— BEGIN Supplied data —

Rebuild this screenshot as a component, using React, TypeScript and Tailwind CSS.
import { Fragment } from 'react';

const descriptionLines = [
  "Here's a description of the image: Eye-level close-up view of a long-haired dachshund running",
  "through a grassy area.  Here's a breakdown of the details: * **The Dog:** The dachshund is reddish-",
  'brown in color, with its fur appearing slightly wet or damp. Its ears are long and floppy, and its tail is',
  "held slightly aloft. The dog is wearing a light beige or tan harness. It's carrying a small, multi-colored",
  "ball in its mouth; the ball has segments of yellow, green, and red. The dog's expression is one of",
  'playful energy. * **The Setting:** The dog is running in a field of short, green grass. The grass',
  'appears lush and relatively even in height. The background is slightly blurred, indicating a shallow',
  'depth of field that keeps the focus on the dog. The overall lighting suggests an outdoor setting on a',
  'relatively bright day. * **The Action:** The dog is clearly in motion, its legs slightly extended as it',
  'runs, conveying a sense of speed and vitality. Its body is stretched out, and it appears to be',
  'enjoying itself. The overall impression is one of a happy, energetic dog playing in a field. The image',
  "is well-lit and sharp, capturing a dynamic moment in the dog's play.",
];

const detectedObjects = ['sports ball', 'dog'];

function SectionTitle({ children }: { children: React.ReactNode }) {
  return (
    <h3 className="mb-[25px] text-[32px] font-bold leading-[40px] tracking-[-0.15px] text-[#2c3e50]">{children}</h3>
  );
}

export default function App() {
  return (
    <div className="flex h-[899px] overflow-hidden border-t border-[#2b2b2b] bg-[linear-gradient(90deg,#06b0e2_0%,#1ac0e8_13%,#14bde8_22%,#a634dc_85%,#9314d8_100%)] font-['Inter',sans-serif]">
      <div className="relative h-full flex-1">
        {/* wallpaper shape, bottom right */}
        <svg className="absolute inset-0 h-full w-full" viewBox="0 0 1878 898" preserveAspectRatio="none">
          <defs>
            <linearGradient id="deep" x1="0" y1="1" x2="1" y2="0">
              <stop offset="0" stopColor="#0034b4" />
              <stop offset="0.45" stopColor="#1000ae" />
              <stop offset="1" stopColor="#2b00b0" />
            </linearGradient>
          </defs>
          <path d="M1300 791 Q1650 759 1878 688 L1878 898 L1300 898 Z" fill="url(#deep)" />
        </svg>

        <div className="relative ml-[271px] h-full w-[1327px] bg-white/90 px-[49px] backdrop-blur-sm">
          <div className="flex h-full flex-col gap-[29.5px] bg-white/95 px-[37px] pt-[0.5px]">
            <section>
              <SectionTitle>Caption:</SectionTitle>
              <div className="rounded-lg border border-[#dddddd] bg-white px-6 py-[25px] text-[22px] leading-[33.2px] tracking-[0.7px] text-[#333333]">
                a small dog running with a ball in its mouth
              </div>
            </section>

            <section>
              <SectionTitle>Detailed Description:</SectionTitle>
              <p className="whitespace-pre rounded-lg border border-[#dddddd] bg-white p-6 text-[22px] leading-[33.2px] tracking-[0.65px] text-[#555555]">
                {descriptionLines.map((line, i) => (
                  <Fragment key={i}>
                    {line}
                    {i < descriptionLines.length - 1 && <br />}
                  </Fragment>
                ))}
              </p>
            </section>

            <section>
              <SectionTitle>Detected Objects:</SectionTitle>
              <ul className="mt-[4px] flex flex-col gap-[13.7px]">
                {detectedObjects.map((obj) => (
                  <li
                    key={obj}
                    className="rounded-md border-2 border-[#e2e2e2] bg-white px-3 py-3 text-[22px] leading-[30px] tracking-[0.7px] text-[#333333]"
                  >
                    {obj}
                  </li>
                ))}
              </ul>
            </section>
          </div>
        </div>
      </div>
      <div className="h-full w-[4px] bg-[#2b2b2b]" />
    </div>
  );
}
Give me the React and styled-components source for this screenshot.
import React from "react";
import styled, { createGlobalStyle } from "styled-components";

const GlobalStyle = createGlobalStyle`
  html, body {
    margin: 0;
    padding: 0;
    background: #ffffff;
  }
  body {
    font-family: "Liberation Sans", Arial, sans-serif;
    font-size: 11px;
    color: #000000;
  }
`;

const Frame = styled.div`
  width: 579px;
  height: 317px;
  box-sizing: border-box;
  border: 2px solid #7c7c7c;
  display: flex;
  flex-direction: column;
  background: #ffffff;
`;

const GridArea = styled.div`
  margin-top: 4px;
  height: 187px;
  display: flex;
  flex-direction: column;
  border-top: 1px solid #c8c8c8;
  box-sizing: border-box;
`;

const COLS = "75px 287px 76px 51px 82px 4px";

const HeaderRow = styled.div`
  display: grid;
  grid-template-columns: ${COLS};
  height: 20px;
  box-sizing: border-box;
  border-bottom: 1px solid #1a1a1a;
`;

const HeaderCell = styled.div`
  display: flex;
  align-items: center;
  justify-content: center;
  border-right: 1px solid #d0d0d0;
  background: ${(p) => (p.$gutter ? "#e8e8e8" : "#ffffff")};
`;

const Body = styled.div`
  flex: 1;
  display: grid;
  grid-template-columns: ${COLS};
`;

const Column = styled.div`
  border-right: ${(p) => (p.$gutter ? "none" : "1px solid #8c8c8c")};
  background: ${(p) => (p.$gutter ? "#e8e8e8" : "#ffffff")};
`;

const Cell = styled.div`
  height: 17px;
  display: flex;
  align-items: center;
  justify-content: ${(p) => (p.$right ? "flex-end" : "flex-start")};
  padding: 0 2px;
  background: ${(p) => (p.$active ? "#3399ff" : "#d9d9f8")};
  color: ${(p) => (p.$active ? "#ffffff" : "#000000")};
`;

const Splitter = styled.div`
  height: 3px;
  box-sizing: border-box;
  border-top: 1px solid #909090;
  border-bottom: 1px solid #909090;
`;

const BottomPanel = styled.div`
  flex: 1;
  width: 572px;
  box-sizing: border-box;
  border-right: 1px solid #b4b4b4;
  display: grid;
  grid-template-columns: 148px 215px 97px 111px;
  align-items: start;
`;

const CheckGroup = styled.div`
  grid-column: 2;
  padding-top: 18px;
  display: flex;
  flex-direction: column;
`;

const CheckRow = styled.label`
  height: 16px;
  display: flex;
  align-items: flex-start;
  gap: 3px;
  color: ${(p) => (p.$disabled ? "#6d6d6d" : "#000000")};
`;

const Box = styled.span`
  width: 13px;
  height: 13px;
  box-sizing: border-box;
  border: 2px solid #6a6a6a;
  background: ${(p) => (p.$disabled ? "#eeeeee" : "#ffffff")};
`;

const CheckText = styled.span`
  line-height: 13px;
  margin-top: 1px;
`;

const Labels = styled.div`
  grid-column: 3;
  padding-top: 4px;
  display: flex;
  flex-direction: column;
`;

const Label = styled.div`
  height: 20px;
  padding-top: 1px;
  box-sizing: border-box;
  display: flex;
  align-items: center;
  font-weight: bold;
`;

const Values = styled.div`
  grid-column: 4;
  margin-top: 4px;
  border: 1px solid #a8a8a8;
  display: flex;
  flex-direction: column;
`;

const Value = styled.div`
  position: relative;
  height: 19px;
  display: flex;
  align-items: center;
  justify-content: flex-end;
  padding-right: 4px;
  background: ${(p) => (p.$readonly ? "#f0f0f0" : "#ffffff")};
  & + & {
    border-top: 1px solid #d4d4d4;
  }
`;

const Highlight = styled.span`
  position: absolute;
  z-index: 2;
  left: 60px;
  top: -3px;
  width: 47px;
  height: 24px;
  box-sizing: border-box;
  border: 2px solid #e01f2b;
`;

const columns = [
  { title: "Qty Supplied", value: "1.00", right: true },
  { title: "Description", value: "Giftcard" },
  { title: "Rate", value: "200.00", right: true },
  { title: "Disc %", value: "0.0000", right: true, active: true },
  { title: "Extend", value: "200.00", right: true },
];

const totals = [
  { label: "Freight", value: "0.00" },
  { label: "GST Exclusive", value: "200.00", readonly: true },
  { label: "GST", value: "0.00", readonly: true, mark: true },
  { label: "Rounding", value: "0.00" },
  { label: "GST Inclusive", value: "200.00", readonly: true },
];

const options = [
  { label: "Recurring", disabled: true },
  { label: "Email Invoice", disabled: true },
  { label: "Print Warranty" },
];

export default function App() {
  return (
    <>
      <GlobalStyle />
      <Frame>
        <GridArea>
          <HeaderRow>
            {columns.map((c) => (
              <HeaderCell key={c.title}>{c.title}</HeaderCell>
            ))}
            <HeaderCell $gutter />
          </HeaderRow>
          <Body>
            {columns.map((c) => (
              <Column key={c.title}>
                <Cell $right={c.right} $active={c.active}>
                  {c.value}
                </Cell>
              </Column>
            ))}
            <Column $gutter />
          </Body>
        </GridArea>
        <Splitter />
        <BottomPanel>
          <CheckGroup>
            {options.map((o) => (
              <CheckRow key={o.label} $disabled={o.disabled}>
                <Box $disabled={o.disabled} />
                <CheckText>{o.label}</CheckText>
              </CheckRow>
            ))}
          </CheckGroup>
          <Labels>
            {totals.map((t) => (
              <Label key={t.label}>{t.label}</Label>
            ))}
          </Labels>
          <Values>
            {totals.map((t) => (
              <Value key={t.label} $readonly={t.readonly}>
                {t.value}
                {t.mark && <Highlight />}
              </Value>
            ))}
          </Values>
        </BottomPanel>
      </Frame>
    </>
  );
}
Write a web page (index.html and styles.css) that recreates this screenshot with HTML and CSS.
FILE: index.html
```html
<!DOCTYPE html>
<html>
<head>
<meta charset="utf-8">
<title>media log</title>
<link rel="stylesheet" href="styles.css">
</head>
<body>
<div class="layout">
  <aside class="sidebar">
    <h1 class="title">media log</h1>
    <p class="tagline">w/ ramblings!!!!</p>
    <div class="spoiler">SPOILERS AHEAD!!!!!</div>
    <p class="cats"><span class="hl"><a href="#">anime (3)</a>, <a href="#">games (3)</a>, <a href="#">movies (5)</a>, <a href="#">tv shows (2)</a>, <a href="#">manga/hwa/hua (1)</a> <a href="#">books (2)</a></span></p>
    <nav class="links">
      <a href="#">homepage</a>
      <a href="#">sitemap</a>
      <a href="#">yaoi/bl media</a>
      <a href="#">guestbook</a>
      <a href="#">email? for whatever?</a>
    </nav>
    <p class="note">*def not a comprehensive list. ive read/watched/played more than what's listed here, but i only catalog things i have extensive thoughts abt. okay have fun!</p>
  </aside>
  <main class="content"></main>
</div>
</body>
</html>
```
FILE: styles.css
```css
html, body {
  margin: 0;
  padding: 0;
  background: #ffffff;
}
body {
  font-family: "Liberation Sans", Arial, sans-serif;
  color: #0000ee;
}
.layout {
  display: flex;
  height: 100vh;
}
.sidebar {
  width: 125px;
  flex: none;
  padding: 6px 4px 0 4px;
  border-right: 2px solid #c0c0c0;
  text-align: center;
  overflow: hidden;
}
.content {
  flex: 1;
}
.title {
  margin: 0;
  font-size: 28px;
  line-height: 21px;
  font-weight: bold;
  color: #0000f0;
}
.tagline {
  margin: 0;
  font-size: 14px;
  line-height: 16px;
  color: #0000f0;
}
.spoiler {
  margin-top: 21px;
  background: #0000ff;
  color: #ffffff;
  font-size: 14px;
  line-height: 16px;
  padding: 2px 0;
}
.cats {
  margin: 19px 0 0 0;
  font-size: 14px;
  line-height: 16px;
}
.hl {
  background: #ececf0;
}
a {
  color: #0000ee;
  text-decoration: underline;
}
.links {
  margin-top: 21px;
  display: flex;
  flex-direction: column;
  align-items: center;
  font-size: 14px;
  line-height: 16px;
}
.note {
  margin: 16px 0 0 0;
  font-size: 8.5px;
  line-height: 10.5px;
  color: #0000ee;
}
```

— END Supplied data —

■ **Exercise task**: Pull out each line holding the string "index".

■ **Correct answer**:
  z-index: 2;
Write a web page (index.html and styles.css) that recreates this screenshot with HTML and CSS.
FILE: index.html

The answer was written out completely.